05 January 2011

Filmbook: "Never Let Me Go" (2010)

For all the hype (I think I saw my first trailer 8 or 9 months ago) this was a little movie that disappeared with hardly a ripple in the early-fall wave of prestige pictures. One minute it's a showcase for a crop of soon-to-be-Oscar-nominees, the next it's a quiet adaptation that will probably be added to your parents' Netflix account and forgotten about. So it goes.

"Never Let Me Go" wasn't my favorite movie of 2010 (... so far while I continue to catch up on the year-end onslaught). Yet I can't stop thinking about its sunwashed pastoral landscapes and scenes which are most often underwritten, going against the adaptive grain. The trio of young actors as the students at Hailsham have great group chemistry and stand well on their own; it wasn't too long ago that Andrew Garfield's role in this movie was paired with his "Social Network" supporting turn in profile, while Mila Kunis sits in the Best Supporting Actress Globe chair that should have been Keira Knightley's. (You know it's true.) Mulligan has the most complicated turn, and the world's worst haircut under which to deliver it, but she's just as good as she was last year in "An Education," just not as showy.
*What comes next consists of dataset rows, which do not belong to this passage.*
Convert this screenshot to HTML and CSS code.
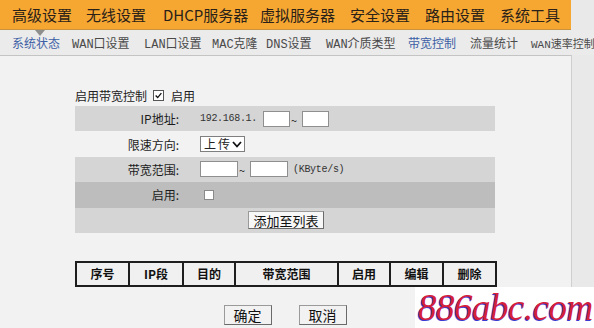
FILE: index.html
```html
<!DOCTYPE html>
<html lang="zh-CN">
<head>
<meta charset="utf-8">
<title>带宽控制</title>
<link rel="stylesheet" href="styles.css">
</head>
<body>
<div class="page">
  <header class="topbar">
    <span class="top-item">高级设置</span>
    <span class="top-item">无线设置</span>
    <span class="top-item">DHCP服务器</span>
    <span class="top-item">虚拟服务器</span>
    <span class="top-item">安全设置</span>
    <span class="top-item">路由设置</span>
    <span class="top-item">系统工具</span>
  </header>
  <nav class="subnav">
    <span class="notch"></span>
    <span class="sub-item active">系统状态</span>
    <span class="sub-item">WAN口设置</span>
    <span class="sub-item">LAN口设置</span>
    <span class="sub-item">MAC克隆</span>
    <span class="sub-item">DNS设置</span>
    <span class="sub-item">WAN介质类型</span>
    <span class="sub-item active">带宽控制</span>
    <span class="sub-item">流量统计</span>
    <span class="sub-item">WAN速率控制</span>
  </nav>
  <main class="panel">
    <div class="form">
      <div class="enable-line">
        <span>启用带宽控制</span>
        <span class="check checked"><svg viewBox="0 0 11 11" width="11" height="11"><path d="M2 5.5 L4.5 8 L9 2.5" fill="none" stroke="#111" stroke-width="1.6"/></svg></span>
        <span>启用</span>
      </div>
      <div class="rows">
        <div class="row shade">
          <span class="label">IP地址:</span>
          <span class="value">
            <span class="mono">192.168.1.</span>
            <span class="box ip"></span>
            <span class="tilde">~</span>
            <span class="box ip"></span>
          </span>
        </div>
        <div class="row">
          <span class="label">限速方向:</span>
          <span class="value">
            <span class="select"><span class="sel-text">上传</span><svg class="sel-arrow" viewBox="0 0 10 7" width="10" height="7"><path d="M1 1 L5 5.5 L9 1" fill="none" stroke="#111" stroke-width="1.8"/></svg></span>
          </span>
        </div>
        <div class="row shade">
          <span class="label">带宽范围:</span>
          <span class="value">
            <span class="box bw"></span>
            <span class="tilde">~</span>
            <span class="box bw"></span>
            <span class="mono unit">(KByte/s)</span>
          </span>
        </div>
        <div class="row dark">
          <span class="label">启用:</span>
          <span class="value"><span class="check small"></span></span>
        </div>
        <div class="row shade">
          <span class="label"></span>
          <span class="value"><span class="btn add">添加至列表</span></span>
        </div>
      </div>
      <table class="list">
        <tr>
          <th class="c1">序号</th>
          <th class="c2">IP段</th>
          <th class="c3">目的</th>
          <th class="c4">带宽范围</th>
          <th class="c5">启用</th>
          <th class="c6">编辑</th>
          <th class="c7">删除</th>
        </tr>
      </table>
      <div class="actions">
        <span class="btn act">确定</span>
        <span class="btn act">取消</span>
      </div>
    </div>
  </main>
  <div class="watermark">886abc.com</div>
</div>
</body>
</html>
```

FILE: styles.css
```css
html, body {
  margin: 0;
  padding: 0;
}
body {
  background: #e9e9e9;
  font-family: "Noto Sans CJK SC", "DejaVu Sans", sans-serif;
  color: #222;
  width: 594px;
  height: 328px;
  overflow: hidden;
}
.page {
  position: relative;
  width: 594px;
  height: 328px;
  overflow: hidden;
}
.topbar {
  width: 559px;
  height: 29px;
  background: #f6a732;
  border-bottom: 1px solid #c9923c;
  display: grid;
  grid-template-columns: 74px 77px 97px 90px 75px 75px 80px;
  padding-left: 12px;
  box-sizing: content-box;
  align-items: center;
  font-size: 15px;
  line-height: 29px;
  color: #2a2118;
  white-space: nowrap;
}
.subnav {
  position: relative;
  height: 25px;
  display: grid;
  grid-template-columns: 60px 72px 68px 54px 60px 82px 62px 61px 62px;
  padding-left: 12px;
  align-items: center;
  font-family: "Liberation Mono", "Noto Sans CJK SC", monospace;
  font-size: 12px;
  color: #4a4a4a;
  white-space: nowrap;
  background: #ebebeb;
}
.sub-item:last-child { font-size: 11px; }
.sub-item.active { color: #3d5fa6; }
.notch {
  position: absolute;
  left: 35px;
  top: 0;
  width: 0;
  height: 0;
  border-left: 5px solid transparent;
  border-right: 5px solid transparent;
  border-top: 6px solid #8e8e8e;
}
.panel {
  width: 571px;
  height: 274px;
  background: #f2f2f2;
  border-top: 1px solid #c4c4c4;
  border-right: 1px solid #cfcfcf;
  box-sizing: content-box;
}
.form {
  padding: 33px 0 0 75px;
  width: 420px;
  font-size: 12px;
}
.enable-line {
  display: flex;
  align-items: center;
  height: 12px;
}
.enable-line .check { margin: 0 7px 0 6px; }
.check {
  display: inline-flex;
  width: 11px;
  height: 11px;
  box-sizing: border-box;
  border: 1px solid #7a7a7a;
  background: #fff;
  align-items: center;
  justify-content: center;
}
.check.checked { border-color: #555; }
.check.small {
  width: 10px;
  height: 10px;
  margin-left: 4px;
  border-color: #8a8a8a;
}
.rows {
  margin-top: 5px;
}
.row {
  display: grid;
  grid-template-columns: 104px 1fr;
  height: 25.4px;
  align-items: center;
}
.row.shade { background: #d5d5d5; }
.row.dark { background: #bdbdbd; }
.label {
  text-align: right;
  color: #1c1c1c;
}
.value {
  display: flex;
  align-items: center;
  padding-left: 21px;
  white-space: nowrap;
}
.mono {
  font-family: "Liberation Mono", monospace;
  font-size: 10px;
  letter-spacing: -0.3px;
  color: #333;
}
.box {
  display: inline-block;
  height: 16px;
  box-sizing: border-box;
  background: #fff;
  border: 1px solid #8f8f8f;
}
.box.ip { width: 27px; }
.row .mono + .box { margin-left: 6px; }
.box.bw { width: 38px; }
.tilde {
  width: 12px;
  font-size: 11px;
  line-height: 10px;
  align-self: flex-start;
  margin-top: 4px;
  padding-left: 1px;
  box-sizing: border-box;
}
.unit { margin-left: 5px; }
.select {
  display: inline-flex;
  align-items: center;
  justify-content: space-between;
  height: 16px;
  box-sizing: border-box;
  width: 45px;
  padding: 0 3px 0 3px;
  background: #fff;
  border: 1px solid #7f7f7f;
  font-size: 12px;
  line-height: 14px;
  white-space: nowrap;
}
.sel-text { letter-spacing: 2px; }
.sel-arrow { flex-shrink: 0; }
.btn {
  display: inline-flex;
  align-items: center;
  justify-content: center;
  box-sizing: border-box;
  background: #f7f7f7;
  border: 1px solid #9a9a9a;
  border-right-color: #6a6a6a;
  border-bottom-color: #6a6a6a;
  color: #111;
  white-space: nowrap;
}
.btn.add {
  margin-left: 48px;
  width: 76px;
  height: 18px;
  font-size: 13px;
}
.list {
  margin-top: 28px;
  width: 420px;
  border-collapse: collapse;
  table-layout: fixed;
}
.list th {
  height: 22px;
  border: 2px solid #1e1e1e;
  font-weight: bold;
  font-size: 12px;
  color: #111;
  padding: 0;
  background: #f0f0f0;
}
.c1 { width: 51px; }
.c2 { width: 52px; }
.c3 { width: 50px; }
.c4 { width: 101px; }
.c5 { width: 50px; }
.c6 { width: 51px; }
.c7 { width: 51px; }
.actions {
  display: flex;
  justify-content: center;
  gap: 27px;
  margin-top: 18px;
}
.btn.act {
  width: 48px;
  height: 20px;
  font-size: 14px;
  background: #f2f2f2;
}
.watermark {
  position: absolute;
  left: 415px;
  top: 287px;
  width: 179px;
  height: 41px;
  background: #ffffff;
  font-family: "Liberation Serif", serif;
  font-style: italic;
  font-size: 37px;
  line-height: 41px;
  padding-left: 3px;
  box-sizing: border-box;
  color: #d4203c;
  text-shadow: -1px 1px 0 #3a3ad0;
  white-space: nowrap;
  letter-spacing: -0.5px;
}
```
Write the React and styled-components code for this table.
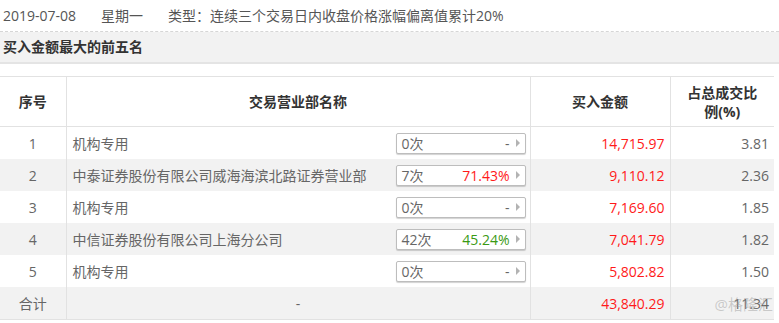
import React from "react";
import styled, { createGlobalStyle } from "styled-components";

const Global = createGlobalStyle`
  html, body { margin: 0; padding: 0; background: #fff; }
  body { font-family: "Open Sans", "Noto Sans CJK SC", sans-serif; font-size: 14px; color: #555; }
`;

const Page = styled.div`
  width: 779px;
  overflow: hidden;
`;

const InfoLine = styled.div`
  display: flex;
  gap: 25px;
  height: 31px;
  line-height: 31px;
  padding-left: 3px;
  color: #555;
  border-bottom: 1px dashed #d6d6d6;
  white-space: nowrap;
`;

const Section = styled.div`
  height: 30px;
  line-height: 30px;
  background: #f2f2f2;
  border-bottom: 2px solid #e4e4e4;
  padding-left: 3px;
  font-weight: bold;
  color: #333;
`;

const Table = styled.table`
  margin-top: 12px;
  width: 774px;
  border-collapse: collapse;
  table-layout: fixed;
  border-top: 1px solid #e2e2e2;
  border-bottom: 1px solid #e2e2e2;
`;

const Th = styled.th`
  height: 49px;
  padding: 0 ${(p) => (p.$wrap ? "12px" : "4px")};
  font-weight: bold;
  color: #333;
  line-height: 19px;
  text-align: center;
  border-right: 1px solid #e2e2e2;
  border-bottom: 1px solid #e2e2e2;
  &:last-child { border-right: none; }
`;

const Tr = styled.tr`
  background: ${(p) => (p.$alt ? "#f2f2f2" : "#fff")};
`;

const Td = styled.td`
  height: 32px;
  padding: ${(p) =>
    p.$align === "left" ? "0 4px 0 6px" : p.$align === "right" ? "0 5px" : "0"};
  text-align: ${(p) => p.$align || "center"};
  color: ${(p) => p.$color || "#666"};
  border-right: 1px solid #e2e2e2;
  white-space: nowrap;
  position: relative;
  &:last-child { border-right: none; }
`;

const NameCell = styled.div`
  display: flex;
  align-items: center;
  justify-content: space-between;
`;

const Badge = styled.div`
  box-sizing: border-box;
  width: 130px;
  height: 21px;
  display: flex;
  align-items: center;
  padding: 0 5px;
  border: 1px solid #bdbdbd;
  border-radius: 2px;
  background: #fff;
  box-shadow: 0 1px 1px rgba(0, 0, 0, 0.18);
  color: #666;
  line-height: 19px;
`;

const Count = styled.span`
  flex: 1;
`;

const Pct = styled.span`
  color: ${(p) => p.$color};
  margin-right: 6px;
`;

const Arrow = styled.span`
  width: 0;
  height: 0;
  border-top: 4px solid transparent;
  border-bottom: 4px solid transparent;
  border-left: 4px solid #b3b3b3;
`;

const Watermark = styled.span`
  position: absolute;
  right: 1px;
  top: 8px;
  font-size: 15px;
  color: rgba(150, 150, 150, 0.45);
  line-height: 18px;
`;

const RED = "#ff1a1a";
const GREEN = "#3a9a13";

const rows = [
  { n: 1, name: "机构专用", cnt: "0次", pct: "-", pc: "#666", amt: "14,715.97", ratio: "3.81" },
  { n: 2, name: "中泰证券股份有限公司威海海滨北路证券营业部", cnt: "7次", pct: "71.43%", pc: RED, amt: "9,110.12", ratio: "2.36" },
  { n: 3, name: "机构专用", cnt: "0次", pct: "-", pc: "#666", amt: "7,169.60", ratio: "1.85" },
  { n: 4, name: "中信证券股份有限公司上海分公司", cnt: "42次", pct: "45.24%", pc: GREEN, amt: "7,041.79", ratio: "1.82" },
  { n: 5, name: "机构专用", cnt: "0次", pct: "-", pc: "#666", amt: "5,802.82", ratio: "1.50" },
];

export default function App() {
  return (
    <Page>
      <Global />
      <InfoLine>
        <span>2019-07-08</span>
        <span>星期一</span>
        <span>类型：连续三个交易日内收盘价格涨幅偏离值累计20%</span>
      </InfoLine>
      <Section>买入金额最大的前五名</Section>
      <Table>
        <colgroup>
          <col style={{ width: 66 }} />
          <col style={{ width: 464 }} />
          <col style={{ width: 140 }} />
          <col style={{ width: 104 }} />
        </colgroup>
        <thead>
          <tr>
            <Th>序号</Th>
            <Th>交易营业部名称</Th>
            <Th>买入金额</Th>
            <Th $wrap>占总成交比例(%)</Th>
          </tr>
        </thead>
        <tbody>
          {rows.map((r, i) => (
            <Tr key={r.n} $alt={i % 2 === 1}>
              <Td>{r.n}</Td>
              <Td $align="left">
                <NameCell>
                  <span>{r.name}</span>
                  <Badge>
                    <Count>{r.cnt}</Count>
                    <Pct $color={r.pc}>{r.pct}</Pct>
                    <Arrow />
                  </Badge>
                </NameCell>
              </Td>
              <Td $align="right" $color={RED}>{r.amt}</Td>
              <Td $align="right">{r.ratio}</Td>
            </Tr>
          ))}
          <Tr $alt>
            <Td>合计</Td>
            <Td>-</Td>
            <Td $align="right" $color={RED}>43,840.29</Td>
            <Td $align="right">
              11.34
              <Watermark>@格隆汇</Watermark>
            </Td>
          </Tr>
        </tbody>
      </Table>
    </Page>
  );
}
Surprised as I was that the movie trailer gives away substantial plot information, I think its development in the movie itself is very subtle and well handled. (Trailer editors! They ruin everything that's good!) If you've read the book, if possible, rope someone in to watch who hasn't read the book. Normally I would advise all to start, but since there is no love lost between this particular Ishiguro and me, experiencing the suspense secondhand of not knowing how Ruth, Tommy and Kathy are being raised and what becomes of them is almost as intense as seeing it onscreen. A little safe overall, but it doesn't deserve to just disappear.

1 comment:

Elizabeth said...

I hear there's always a tension between screenwriters and the people who make trailers. The screenwriters want to save the best scenes to reward people who actually go see the movie, whereas the people who make the trailers just want to make the most attractive trailer possible. So if you've seen the trailer for an action movie, you've already seen all the best explosions. (I can't take credit for that observation: I read about it in The New Yorker.)

Which means that I'm all the more impressed when I'm genuinely surprised by something in a movie I've seen a bazillion trailers for: Peter Jackson's King Kong, Pirates of the Caribbean: Dead Man's Chest, and Star Trek all come to mind.